ERIC Number: ED200215
Record Type: RIE
Publication Date: 1980-Oct
Speculations on Computer Assisted Design of Instruction.
Spannaus, Timothy W.
A system of computer assisted design for instructional materials (CADI) would increase the productivity of instructional designers of software, and keep costs from escalating as rapidly as they are at present. At Wayne State University, some steps toward CADI have been taken, with the result that personnel time has been reduced for some activities, and the product improved in others. A PLATO lesson that was designed involved the use of a questionnaire employing a 2-level sort--one by the courses the respondent had taken, and one by the design and development functions performed by the respondent.
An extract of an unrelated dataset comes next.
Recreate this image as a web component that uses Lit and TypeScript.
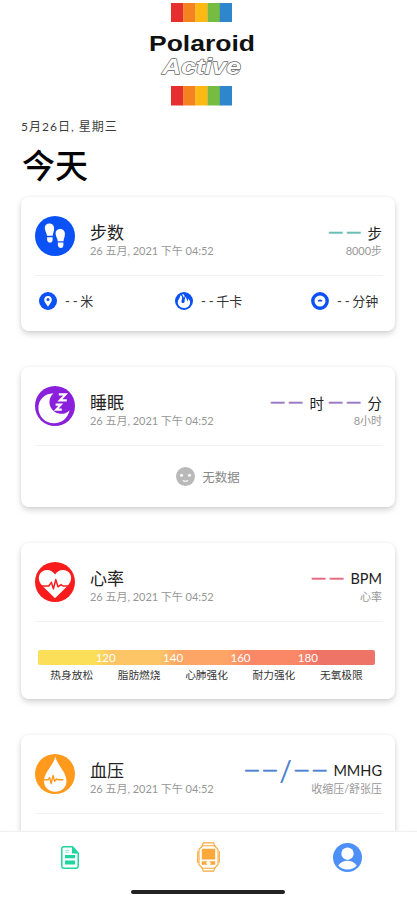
import { LitElement, html, css, svg, TemplateResult } from "lit";
import { customElement } from "lit/decorators.js";

const STRIPES = ["#e62e2e", "#f58220", "#fdb913", "#76bc43", "#2e86cc"];

const stripes = () => svg`<svg class="stripes" viewBox="0 0 61 19.5" preserveAspectRatio="none">
  ${STRIPES.map((c, i) => svg`<rect x=${i * 12.2} y="0" width="12.4" height="19.5" fill=${c} />`)}
</svg>`;

const shoe = (x: number, y: number) => svg`<g transform="translate(${x} ${y})" fill="#fff">
  <path d="M0 4.5C0 1.6 1.9 0 4.6 0C7.6 0 9.4 2.2 9.3 5.2C9.2 8 8.2 9.4 7.9 12.2H2.2C2 9.2 0 7.6 0 4.5Z" />
  <path d="M2.3 13.6H7.8V15.8C7.8 18 6.8 19 5.2 19C3.4 19 2.3 17.8 2.3 15.8Z" />
</g>`;

const icons: Record<string, TemplateResult> = {
  steps: html`<svg class="badge" viewBox="0 0 40 40"><circle cx="20" cy="20" r="20" fill="#0a52f5" />${shoe(9.8, 7.6)}${shoe(20.6, 13)}</svg>`,
  sleep: html`<svg class="badge" viewBox="0 0 40 40"><circle cx="20" cy="20" r="20" fill="#8a1fdc" />
    <path d="M18.5 7.2C9 7.6 3.4 14 3.4 21.7C3.4 30.4 10 37.2 19 37.2C27 37.2 32.8 32 34.6 24.2C31 28.4 24.6 29 19.6 25.8C12.8 21 13 12 18.5 7.2Z" fill="#fff" />
    <path d="M23.8 8.4H30.6L24.8 14.4H31.8M20.6 18.6H25.8L21.2 23.6H26.8" fill="none" stroke="#fff" stroke-width="2.1" /></svg>`,
  heart: html`<svg class="badge" viewBox="0 0 40 40"><circle cx="20" cy="20" r="20" fill="#fa1c1c" />
    <path d="M20 36.2L7 23.5C2.5 18.5 2.9 12 7.5 9.2C12 6.5 17.5 8.2 20 12.5C22.5 8.2 28 6.5 32.5 9.2C37.1 12 37.5 18.5 33 23.5Z" fill="#fff" />
    <path d="M4 24H13.8L16.4 20.4L18.4 26.8L20.8 17.6L23 24.8L26 22.6L28 24H36" fill="none" stroke="#fa1c1c" stroke-width="1.5" stroke-linejoin="round" /></svg>`,
  blood: html`<svg class="badge" viewBox="0 0 40 40"><circle cx="20" cy="20" r="20" fill="#ff9a1c" />
    <path d="M20.4 2.6C22 11 31.5 18 31.5 27C31.5 33.5 26.7 37.8 20.3 37.8C13.9 37.8 9 33.5 9 27C9 18 18.8 11 20.4 2.6Z" fill="#fff" />
    <path d="M8 25.8H13.2L14.6 23.6L16.2 29.5L18 21.4L19.6 27.4L21.4 25L23.2 25.8H28.4" fill="none" stroke="#ff9a1c" stroke-width="1.4" stroke-linejoin="round" /></svg>`,
  pin: html`<svg class="mini" viewBox="0 0 18 18"><circle cx="9" cy="9" r="9" fill="#0a52f5" />
    <path d="M9 14.7C7.2 12 5.2 10 5.2 7.7A3.8 3.8 0 0 1 12.8 7.7C12.8 10 10.8 12 9 14.7Z" fill="#fff" /><circle cx="9" cy="7.6" r="1.5" fill="#0a52f5" /></svg>`,
  flame: html`<svg class="mini" viewBox="0 0 18 18"><circle cx="9" cy="9" r="9" fill="#0a52f5" />
    <path d="M5.4 3.2C7.6 4 7.4 6.4 6.6 8.4C6 10.2 7.2 11.4 8.6 11C10.6 10.4 8.8 8 10.8 4.6C11 6.6 12.2 7.4 12.4 9.4C13.2 8.6 13.2 7.4 13 6.4C14.8 8 15.6 9.8 14.9 12C14.1 14.8 11.7 16 9 15.9C5.4 15.8 2.8 13.6 2.8 10.2C2.8 7.4 5.4 5.8 5.4 3.2Z" fill="#fff" />
    <path d="M7.4 2.4C9 3 9.2 4.2 8.8 5.4" fill="none" stroke="#fff" stroke-width="1.1" /></svg>`,
  clock: html`<svg class="mini" viewBox="0 0 18 18"><circle cx="9" cy="9" r="7.2" fill="#fff" stroke="#0a52f5" stroke-width="3.4" />
    <path d="M6.9 8.7H11.2M9 7.4V9.4" fill="none" stroke="#0a52f5" stroke-width="1.4" /></svg>`,
  face: html`<svg class="face" viewBox="0 0 20 20"><circle cx="10" cy="10" r="10" fill="#b9b9b9" />
    <circle cx="5.8" cy="8.7" r="1.6" fill="#fff" /><circle cx="14.2" cy="8.7" r="1.6" fill="#fff" />
    <path d="M7.2 14.2Q10 15.8 12.8 14.2" fill="none" stroke="#fff" stroke-width="1.2" /></svg>`,
  doc: html`<svg class="doc" viewBox="0 0 18 23"><path d="M3 .8H11.5L17.2 7V20Q17.2 22.2 15 22.2H3Q.8 22.2 .8 20V3Q.8 .8 3 .8Z" fill="#fff" stroke="#1fd6a0" stroke-width="1.5" />
    <path d="M11 .5V7.4H17.6Z" fill="#1fd6a0" /><path d="M4 9H14V12.2H4ZM4 14.6H14V18.6H4Z" fill="#1fd6a0" /><path d="M4.2 4.4H8M4.2 6.3H8" stroke="#8debcf" stroke-width=".9" /></svg>`,
  watch: html`<svg class="watch" viewBox="0 0 23 30"><g fill="none" stroke="#fca83a" stroke-width="1.1">
    <path d="M4.8 4.5L6.4 .9H16.6L18.2 4.5M4.8 25.5L6.4 29.1H16.6L18.2 25.5" />
    <path d="M5.5 3.8H17.5L21 7.3V22.7L17.5 26.2H5.5L2 22.7V7.3Z" /><path d="M.7 9V21M22.3 9V21" /></g>
    <path d="M4.8 6.8H18.2V17.6H4.8ZM4.8 19.2H10.6L9 20.8L10.4 22.8H4.8ZM12 19.2H18.2V22.8H12.6L14 20.9Z" fill="#fca83a" /></svg>`,
  user: html`<svg class="user" viewBox="0 0 29 29"><circle cx="14.5" cy="14.5" r="14.5" fill="#4b8ff7" />
    <circle cx="14.5" cy="10.7" r="6.2" fill="#fff" /><path d="M5.2 22.6C7.5 19.3 10.5 17.8 14.5 17.8C18.5 17.8 21.5 19.3 23.8 22.6C21.5 25.3 18.4 26.6 14.5 26.6C10.6 26.6 7.5 25.3 5.2 22.6Z" fill="#fff" /></svg>`,
};

const ZONES = ["热身放松", "脂肪燃烧", "心肺强化", "耐力强化", "无氧极限"];

@customElement("app-root")
export class AppRoot extends LitElement {
  static styles = css`
    * { box-sizing: border-box; }
    :host { display: flex; flex-direction: column; height: 900px; overflow: hidden; background: #fff; color: #222;
      font-family: Lato, "Noto Sans CJK SC", sans-serif; white-space: nowrap; }
    svg { display: block; flex: none; }
    .scroll { flex: 1; min-height: 0; overflow: hidden; }
    .brand { height: 107px; padding-top: 2.5px; display: flex; flex-direction: column; align-items: center; padding-right: 14px; }
    .stripes { width: 61px; height: 19.5px; }
    .logo { width: 108px; height: 64px; }
    .outline { paint-order: stroke; }
    .date { margin: 11px 0 0 21px; height: 18px; line-height: 18px; font-size: 12px; color: #3c3c3c; letter-spacing: 1px; }
    h1 { margin: 11px 0 0 22px; height: 36px; line-height: 36px; font-size: 33px; font-weight: 500; color: #000; }
    .cards { margin: 14px 22px 0 21px; display: flex; flex-direction: column; gap: 36px; }
    .card { height: 134px; padding: 0 12px 0 14px; border-radius: 8px; background: #fff;
      box-shadow: 0 3px 6px rgba(0,0,0,.17), 0 0 3px rgba(0,0,0,.06); }
    .tall { height: 140px; }
    .zoned { height: 156px; }
    .head { height: 79px; display: flex; align-items: flex-start; padding-top: 19px; border-bottom: 1px solid #f1f1f1; }
    .badge { width: 40px; height: 40px; }
    .names { margin-left: 15px; padding-top: 6px; flex: 1; }
    .title { height: 22px; line-height: 22px; font-size: 17px; }
    .sub { height: 14px; line-height: 14px; font-size: 11px; color: #979797; letter-spacing: -.03px; }
    .right { padding: 6px 1px 0 0; text-align: right; }
    .value { display: flex; height: 20px; align-items: center; justify-content: flex-end; font-size: 14.5px; }
    .right .sub { margin-top: 2px; }
    .dash { font: bold 13.3px/20px "Liberation Sans", sans-serif; -webkit-text-stroke: .5px currentColor; letter-spacing: 4.7px; margin-right: 2.5px; }
    .dash.close { margin-right: -2px; }
    .slash { font: 28px/20px Lato, sans-serif; margin-right: 3px; }
    .hour { margin-right: 5px; }
    .teal { color: #67bfb2; } .violet { color: #9b79c6; } .rose { color: #e66a80; } .blue { color: #4c82cf; }
    .metrics { display: grid; grid-template-columns: 136px 136px auto; height: 49px; align-items: center; padding-left: 4px; font-size: 13px; color: #333; }
    .metric { display: flex; align-items: center; }
    .mini { width: 18px; height: 18px; margin: 1px 8px 0 0; }
    .small { letter-spacing: 2.8px; }
    .empty { display: flex; align-items: center; justify-content: center; gap: 7px; height: 61px; font-size: 12.5px; color: #888; padding-right: 2px; }
    .face { width: 19px; height: 19px; }
    .bar { margin: 28px 8px 0 3px; height: 15px; border-radius: 2px; display: flex; padding-left: 34px; align-items: center; color: #fff; font-size: 11.5px;
      background: linear-gradient(90deg, #fbdf59 0 17%, #fdc565 22% 36%, #fda566 42% 56%, #fa8866 62% 77%, #ef7468 83%); }
    .tick { width: 67.4px; text-align: center; }
    .zones { margin: 2px 8px 0 3px; display: flex; line-height: 16px; font-size: 10.7px; color: #333; }
    .zone { flex: 1; text-align: center; }
    .nav { height: 69px; flex: none; position: relative; background: #fff; border-top: 1px solid #f0f0f0; display: grid; grid-template-columns: repeat(3, 139px); justify-items: center; align-items: start; }
    .doc { width: 18px; height: 23px; margin-top: 14px; }
    .watch { width: 23px; height: 30px; margin-top: 10px; }
    .user { width: 29px; height: 29px; margin-top: 11px; }
    .home { position: absolute; left: 131px; bottom: 6px; width: 154px; height: 4px; border-radius: 2px; background: #222; }
  `;

  private card(kind: string, icon: string, title: string, value: TemplateResult, note: string, body: TemplateResult | string) {
    return html`<section class="card ${kind}">
      <div class="head">${icons[icon]}
        <div class="names"><div class="title">${title}</div><div class="sub">26 五月, 2021 下午 04:52</div></div>
        <div class="right"><div class="value">${value}</div><div class="sub">${note}</div></div>
      </div>${body}</section>`;
  }

  private metric(icon: string, unit: string) {
    return html`<div class="metric">${icons[icon]}<span class="small">--</span><span>${unit}</span></div>`;
  }

  render() {
    return html`
      <div class="scroll">
        <div class="brand">${stripes()}
          <svg class="logo" viewBox="0 0 108 64">
            <text x="1" y="29" font-family="Liberation Sans" font-weight="700" font-size="21.5" textLength="106" lengthAdjust="spacingAndGlyphs" fill="#111">Polaroid</text>
            <text class="outline" x="14" y="52" font-family="Liberation Sans" font-weight="700" font-style="italic" font-size="22.5" textLength="79" lengthAdjust="spacingAndGlyphs" fill="#fff" stroke="#666" stroke-width="1.3" stroke-linejoin="round">Active</text>
          </svg>${stripes()}
        </div>
        <div class="date">5月26日, 星期三</div>
        <h1>今天</h1>
        <div class="cards">
          ${this.card("", "steps", "步数", html`<span class="dash teal">——</span>步`, "8000步",
            html`<div class="metrics">${this.metric("pin", "米")}${this.metric("flame", "千卡")}${this.metric("clock", "分钟")}</div>`)}
          ${this.card("tall", "sleep", "睡眠", html`<span class="dash violet">——</span><span class="hour">时</span><span class="dash violet">——</span>分`, "8小时",
            html`<div class="empty">${icons.face}<span>无数据</span></div>`)}
          ${this.card("zoned", "heart", "心率", html`<span class="dash rose">——</span>BPM`, "心率",
            html`<div class="bar">${[120, 140, 160, 180].map((n) => html`<span class="tick">${n}</span>`)}</div>
              <div class="zones">${ZONES.map((z) => html`<span class="zone">${z}</span>`)}</div>`)}
          ${this.card("zoned", "blood", "血压", html`<span class="dash close blue">——</span><span class="slash blue">/</span><span class="dash blue">——</span>MMHG`, "收缩压/舒张压", "")}
        </div>
      </div>
      <nav class="nav">${icons.doc}${icons.watch}${icons.user}<div class="home"></div></nav>`;
  }
}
This simplified data gathering and improved the quality of the data collected. CADI also uses online documentation and interaction where appropriate. While the system can be used for preparing text materials, the greatest potential is probably for lesson development. The Instructional Quality Inventory developed by David Merrill provides a set of guidelines that may be useful in designing such lessons. The evaluation of CADI materials, while not completely precise, can be accomplished by reviewing their accuracy and conformity to accepted practice, but only the test of a prototype will tell if the instructional package works. (BK)
Publication Type: Opinion Papers; Speeches/Meeting Papers
Education Level: N/A
Authoring Institution: N/A
Note: Paper presented at the National Conference on Computer Based Education (Minneapolis, MN, October 23-25, 1980).